I can assure you that while in the short term it may be easier to hack out a few hundred lines of code (rather than learn the standard library) it won't pay off long term. Implementing your own container classes might feel more comfortable, but it is also much more likely that you're introducing memory leaks and probably lacks the efficiency of the STL (it's hard to beat a couple decades of testing and design even for specific applications of problems by seasoned programmers, and impossible to when you're first learning the language).

It sounds like you're in need of a good book, or a complete change in language (maybe try python or something else). There is very little reason to restrict yourself to C in this day and age, maybe only for some specific embedded systems does it make sense. The power of templates and the benefit of classes and the standard library is huge (not to mention boost and other C++ libraries).

Finally, and probably most fundamentally, C is not a great language for container classes primarily because of the lack of template support. You can simulate object oriented programming in C by passing around structs to functions which modify state, but it's harder to simulate std::vector or std::list type functionality primarily because the underlying methods do not exist in the language. That is, in fact, the primary reason C++ exists.

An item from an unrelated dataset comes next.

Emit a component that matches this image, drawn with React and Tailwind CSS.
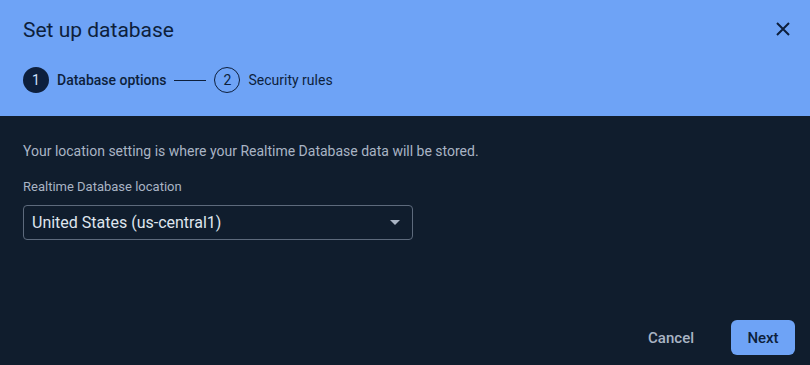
import React from 'react';

const Step = ({ n, label, active }) => (
    <div className="flex items-center">
        <div
            className={`w-[26px] h-[26px] rounded-full flex items-center justify-center text-[14px] ${
                active ? 'bg-[#0d1f3c] text-[#cfe0fb]' : 'border border-[#0d1f3c] text-[#0d1f3c]'
            }`}
        >
            {n}
        </div>
        <span className={`ml-[8px] text-[14px] text-[#0d1f3c] ${active ? 'font-medium' : ''}`}>{label}</span>
    </div>
);

export default function App() {
    return (
        <div className="w-[810px] h-[365px] flex flex-col bg-[#101d2d] font-['Roboto',sans-serif]">
            <div className="h-[116px] bg-[#6ea3f6] px-[23px] flex flex-col relative">
                <h1 className="mt-[16px] text-[21px] leading-[28px] text-[#0d1f3c]">Set up database</h1>
                <button className="absolute top-[19px] right-[17px] w-[20px] h-[20px] flex items-center justify-center text-[#0d1f3c]">
                    <svg width="16" height="16" viewBox="0 0 16 16">
                        <path d="M2 2L14 14M14 2L2 14" stroke="currentColor" strokeWidth="2" />
                    </svg>
                </button>
                <div className="mt-[23px] flex items-center">
                    <Step n="1" label="Database options" active />
                    <div className="w-[32px] h-px bg-[#0d1f3c] mx-[8px]" />
                    <Step n="2" label="Security rules" />
                </div>
            </div>
            <div className="flex-1 pl-[23px] pr-[15px] flex flex-col">
                <p className="mt-[27px] text-[14px] leading-[16px] text-[#a9b4c4]">
                    Your location setting is where your Realtime Database data will be stored.
                </p>
                <label className="mt-[20px] text-[13px] leading-[16px] text-[#a9b4c4]">Realtime Database location</label>
                <div className="mt-[10px] w-[390px] h-[35px] border border-[#5d6a7c] rounded-[4px] flex items-center justify-between pl-[8px] pr-[12px]">
                    <span className="text-[16px] text-[#dfe5ee]">United States (us-central1)</span>
                    <svg width="10" height="5" viewBox="0 0 10 5">
                        <path d="M0 0L5 5L10 0Z" fill="#a9b4c4" />
                    </svg>
                </div>
                <div className="flex-1" />
                <div className="flex justify-end items-center mb-[10px] gap-[16px]">
                    <button className="h-[35px] pt-[2px] px-[21px] text-[15px] font-medium text-[#a9b4c4]">Cancel</button>
                    <button className="h-[35px] pt-[2px] w-[64px] rounded-[6px] bg-[#6ea3f6] text-[15px] font-medium text-[#0d1f3c]">Next</button>
                </div>
            </div>
        </div>
    );
}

It offers a lot of extra stuff that C simply does not, much of that is directly a result of why you are asking this question now and are unsure about library development.

There are quite a few high quality C libraries for specific purposes, but it is a lot harder to write good generic code for C. Generic C code often involves a lot of void* casting or macros.

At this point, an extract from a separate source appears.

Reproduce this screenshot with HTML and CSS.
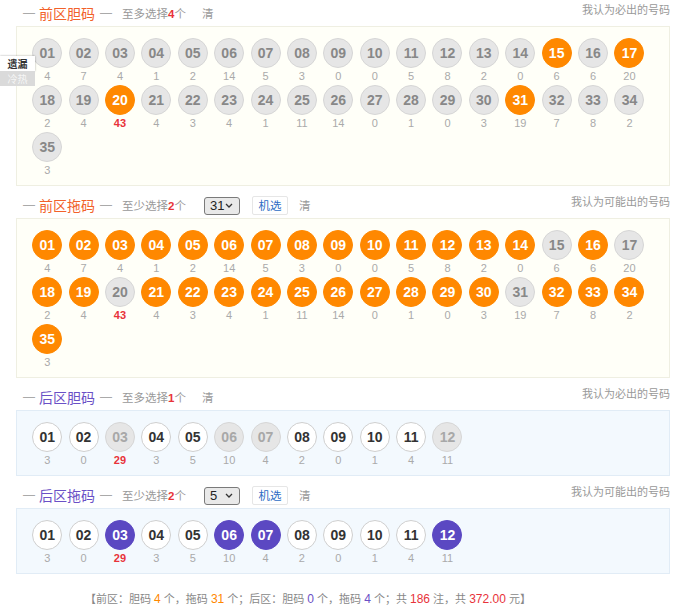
FILE: index.html
```html
<!DOCTYPE html>
<html lang="zh-CN">
  <head>
    <meta charset="UTF-8" />
    <meta name="viewport" content="width=device-width, initial-scale=1.0" />
    <title>大乐透胆拖投注</title>
    <link rel="stylesheet" href="styles.css">
  </head>
  <body>
    <div class="side">
      <span class="cur">遗漏</span>
      <span>冷热</span>
    </div>

    <div class="wrap">
      <div class="section">
        <div class="head">
          <em>—</em><h2 class="red">前区胆码</h2><em>—</em>
          <span class="tip">至多选择<b>4</b>个</span>
          <span class="clear">清</span>
          <span class="hint">我认为必出的号码</span>
        </div>
        <div class="balls front" id="frontDan"></div>
      </div>

      <div class="section">
        <div class="head">
          <em>—</em><h2 class="red">前区拖码</h2><em>—</em>
          <span class="tip">至少选择<b>2</b>个</span>
          <label class="pick">
            <select><option>31</option></select>
            <svg width="8" height="5" viewBox="0 0 8 5"><path d="M1 1l3 3 3-3" fill="none" stroke="#333" stroke-width="1.3"/></svg>
          </label>
          <button class="rand">机选</button>
          <span class="clear">清</span>
          <span class="hint">我认为可能出的号码</span>
        </div>
        <div class="balls front" id="frontTuo"></div>
      </div>

      <div class="section">
        <div class="head">
          <em>—</em><h2 class="blue">后区胆码</h2><em>—</em>
          <span class="tip">至多选择<b>1</b>个</span>
          <span class="clear">清</span>
          <span class="hint">我认为必出的号码</span>
        </div>
        <div class="balls back" id="backDan"></div>
      </div>

      <div class="section">
        <div class="head">
          <em>—</em><h2 class="blue">后区拖码</h2><em>—</em>
          <span class="tip">至少选择<b>2</b>个</span>
          <label class="pick">
            <select><option>5</option></select>
            <svg width="8" height="5" viewBox="0 0 8 5"><path d="M1 1l3 3 3-3" fill="none" stroke="#333" stroke-width="1.3"/></svg>
          </label>
          <button class="rand">机选</button>
          <span class="clear">清</span>
          <span class="hint">我认为可能出的号码</span>
        </div>
        <div class="balls back" id="backTuo"></div>
      </div>

      <p class="total">【前区：胆码 <span class="c-o">4</span> 个，拖码 <span class="c-o">31</span> 个；后区：胆码 <span class="c-p">0</span> 个，拖码 <span class="c-p">4</span> 个；共 <span class="c-r">186</span> 注，共 <span class="c-r">372.00</span> 元】</p>
    </div>

    <script>
      // 遗漏值
      const frontMiss = [4, 7, 4, 1, 2, 14, 5, 3, 0, 0, 5, 8, 2, 0, 6, 6, 20, 2, 4, 43, 4, 3, 4, 1, 11, 14, 0, 1, 0, 3, 19, 7, 8, 2, 3];
      const backMiss = [3, 0, 29, 3, 5, 10, 4, 2, 0, 1, 4, 11];
      const frontDan = [15, 17, 20, 31];
      const backTuo = [3, 6, 7, 12];

      function render(id, miss, getClass) {
        const max = Math.max(...miss);
        document.getElementById(id).innerHTML = miss
          .map((m, i) => {
            const n = i + 1;
            const num = n < 10 ? '0' + n : '' + n;
            return `<div class="cell"><span class="ball ${getClass(n)}">${num}</span><i class="${m === max ? 'hot' : ''}">${m}</i></div>`;
          })
          .join('');
      }

      render('frontDan', frontMiss, n => (frontDan.includes(n) ? 'on' : ''));
      render('frontTuo', frontMiss, n => (frontDan.includes(n) ? '' : 'on'));
      render('backDan', backMiss, n => (backTuo.includes(n) ? 'off' : 'white'));
      render('backTuo', backMiss, n => (backTuo.includes(n) ? 'purple' : 'white'));
    </script>
  </body>
</html>
```

FILE: styles.css
```css
* {
  margin: 0;
  padding: 0;
  box-sizing: border-box;
}
body {
  position: relative;
  width: 690px;
  font-family: "Liberation Sans", "Noto Sans CJK SC", sans-serif;
  color: #999;
  background: #fff;
}

.side {
  position: absolute;
  left: 0;
  top: 56px;
  width: 35px;
  font-size: 10px;
  font-family: "Noto Sans CJK SC", sans-serif;
  z-index: 2;
}
.side span {
  display: block;
  height: 15px;
  line-height: 15px;
  text-align: center;
  background: #dadada;
  color: #f6f6f6;
}
.side .cur {
  background: #fff;
  color: #333;
  font-weight: bold;
  box-shadow: 0 0 2px rgba(0, 0, 0, 0.35);
}

.wrap {
  width: 670px;
  padding-left: 16px;
}
.section + .section {
  margin-top: 6px;
}

.head {
  display: flex;
  align-items: center;
  height: 26px;
  padding-left: 7px;
}
.head em {
  font-style: normal;
  font-size: 12px;
  color: #aaa;
}
.head h2 {
  font-size: 14px;
  font-weight: normal;
  margin: 0 5px 0 4px;
  font-family: "Noto Sans CJK SC", sans-serif;
}
.head h2.red {
  color: #f2612a;
}
.head h2.blue {
  color: #6a50c6;
}
.tip {
  margin-left: 10px;
  font-size: 11.5px;
  color: #999;
  font-family: "Noto Sans CJK SC", sans-serif;
}
.tip b {
  color: #e8333a;
  font-family: "Liberation Sans", sans-serif;
}
.clear {
  margin-left: 16px;
  font-size: 11.5px;
  color: #999;
  font-family: "Noto Sans CJK SC", sans-serif;
}
.pick + .rand + .clear {
  margin-left: 11px;
}
.hint {
  margin-left: auto;
  align-self: flex-start;
  padding-top: 1px;
  font-size: 11px;
  color: #999;
  font-family: "Noto Sans CJK SC", sans-serif;
}

.pick {
  position: relative;
  margin-left: 18px;
  width: 36px;
  height: 18px;
}
.pick select {
  appearance: none;
  width: 36px;
  height: 18px;
  padding-left: 5px;
  font-size: 13px;
  font-family: "Liberation Sans", sans-serif;
  color: #222;
  background: #e9e9e9;
  border: 1px solid #7a7a7a;
  border-radius: 3px;
}
.pick svg {
  position: absolute;
  right: 7px;
  top: 7px;
  pointer-events: none;
}
.rand {
  margin-left: 12px;
  width: 36px;
  height: 19px;
  font-size: 11.5px;
  font-family: "Noto Sans CJK SC", sans-serif;
  color: #2c6cc4;
  background: #fff;
  border: 1px solid #e6e6e6;
  border-radius: 2px;
}

.balls {
  display: grid;
  grid-template-columns: repeat(17, 36.4px);
  padding: 11px 0 6px 12px;
  border: 1px solid #efefe2;
  background: #fffff8;
}
.balls.back {
  border-color: #e1ecf6;
  background: #f3f9fe;
}
.cell {
  height: 47px;
  text-align: center;
}
.ball {
  display: inline-block;
  width: 30px;
  height: 30px;
  line-height: 28px;
  border-radius: 50%;
  border: 1px solid #d6d6d6;
  background: #e6e6e6;
  color: #888;
  font-size: 14px;
  font-weight: bold;
}
.ball.on {
  background: #ff8800;
  border-color: #ff8800;
  color: #fff;
}
.ball.white {
  background: #fff;
  border-color: #cfcfcf;
  color: #333;
}
.ball.off {
  color: #a8a8a8;
}
.ball.purple {
  background: #5b48c2;
  border-color: #5b48c2;
  color: #fff;
}
.cell i {
  display: block;
  font-style: normal;
  font-size: 11px;
  line-height: 17px;
  color: #aaa;
}
.cell i.hot {
  color: #e8333a;
  font-weight: bold;
}

.total {
  padding: 17px 0 0 69px;
  font-size: 11px;
  line-height: 16px;
  color: #888;
  font-family: "Liberation Sans", "Noto Sans CJK SC", sans-serif;
}
.total span {
  font-size: 12px;
}
.c-o {
  color: #ff8800;
}
.c-p {
  color: #6a50c6;
}
.c-r {
  color: #e8333a;
}
```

So now that I've given you the advice you actually need, I'll tackle the advice you asked for.

Here's a decent rundown of a few options for C libraries: http://programmers.s...t-library-for-c

And more specifically here is a generic macro based container library: http://sglib.sourceforge.net/

Ultimately the question you've got to ask yourself is: if I download a non-standard library and invest time in reading and understanding how to use it then what am I REALLY gaining over simply biting the bullet and learning a little more about the C++ standard library?

rewriting things always gives you a chance to code things better, because you have a better global understanding of the problem you are trying to solve.
While you are a student this is exactly the exercise to do to get better at programming... once you're out in the real world, you'll have deadlines, and the time to dedicate to rewrite and refactor will become precious and rare... so enjoy doing it while you can.

A problem I met is that, I have been used to use STL data structure such as vector for a long time, but C doesn't have STL. I tried to write some general data structure like linked list, using function pointers to apply general operations. But soon I found it's not so easy to be general. So I want to know how does professional C programmer write their daily codes? For example, when a linked list is used to organize some data, will you directly operate the pointer to next node in the application's algorithm, or will make an abstraction to hide the details of linked list?

I'm in the opposite situation where I'm writing C-style code and data-structures in C++, because simple C-inspired structures have a lot of benefits over C++-style structures like the STL collections...[source lang=cpp]template<class T> struct Offset
{
const T* Ptr() const { return (T*)(((u8*)&offset) + offset); }
T* Ptr() { return (T*)(((u8*)&offset) + offset); }
const T* operator->() const { return Ptr(); }
T* operator->() { return Ptr(); }
const T& operator *() const { return *Ptr(); }
T& operator *() { return *Ptr(); }
uint DataSize() const { return sizeof(T); }
private:
s32 offset;
};

template<class T> struct Array
{
const T* Ptr() const { return (T*)(((u8*)&offset) + offset); }
T* Ptr() { return (T*)(((u8*)&offset) + offset); }
const T& operator *() const { return *Ptr(); }
T& operator *() { return *Ptr(); }
const T& operator[](uint i) const { return Ptr(); }
T& operator[](uint i) { return Ptr(); }
uint DataSize(uint count) const { return sizeof(T) * count; }
private:
s32 offset;
};

template<class T> struct Address
{
const T* Ptr(const void* base) const { return (T*)(((u8*)base) + offset); }
T* Ptr(const void* base) { return (T*)(((u8*)base) + offset); }
uint DataSize() const { return sizeof(T); }
private:
u32 offset;
};

template<class T> struct List
{
u32 Count() const { return count; }
const T* Begin() const { return (T*)(&count + 1); }
T* Begin() { return (T*)(&count + 1); }
const T* End () const { return Begin()+count; }
T* End () { return Begin()+count; }
const T& operator[](uint i) const { eiASSERT(i < count); return Begin(); }
T& operator[](uint i) { eiASSERT(i < count); return Begin(); }
uint DataSize() const { return sizeof(T) * count; }
private:
u32 count;
};

struct String { u8 length; u8 chars; };

struct StringOffset
{
bool operator==( const StringOffset& other )
{
const String& a = *this->Ptr();
const String& b = *other.Ptr();
return unlikely(&a==&b) || ( unlikely((offset&~0xFFFFU)==(other.offset&~0xFFFFU))
&& likely(a.length==b.length)
&& likely(0==memcmp(&a.chars, &b.chars, a.length)) );
}
const String* Ptr() const { return (String*)(((u8*)&offset) + (offset&0xFFFFU)); }
String* Ptr() { return (String*)(((u8*)&offset) + (offset&0xFFFFU)); }
const String* operator->() const { return Ptr(); }
String* operator->() { return Ptr(); }
const String& operator *() const { return *Ptr(); }
String& operator *() { return *Ptr(); }
private:
s32 offset;
};[/source]

writing C-style code and data-structures in C++, because simple C-inspired structures have a lot of benefits over C++-style structures like the STL collections

Sounds familiar - I wrote a striding iterator template many years ago - uses templates and a smidgen of inheritance from c++, but really just encapsulates c-style pointer arithmentic. Meant I could still use STL algorithms on plain c blobs of data, or someone's misguided vector clone.

To the OP: have you spent much time with the 'static duck typing' method of polymorphism used with templates? You may find it suits your tastes better than the more usual OO style with virtuals and inheritance.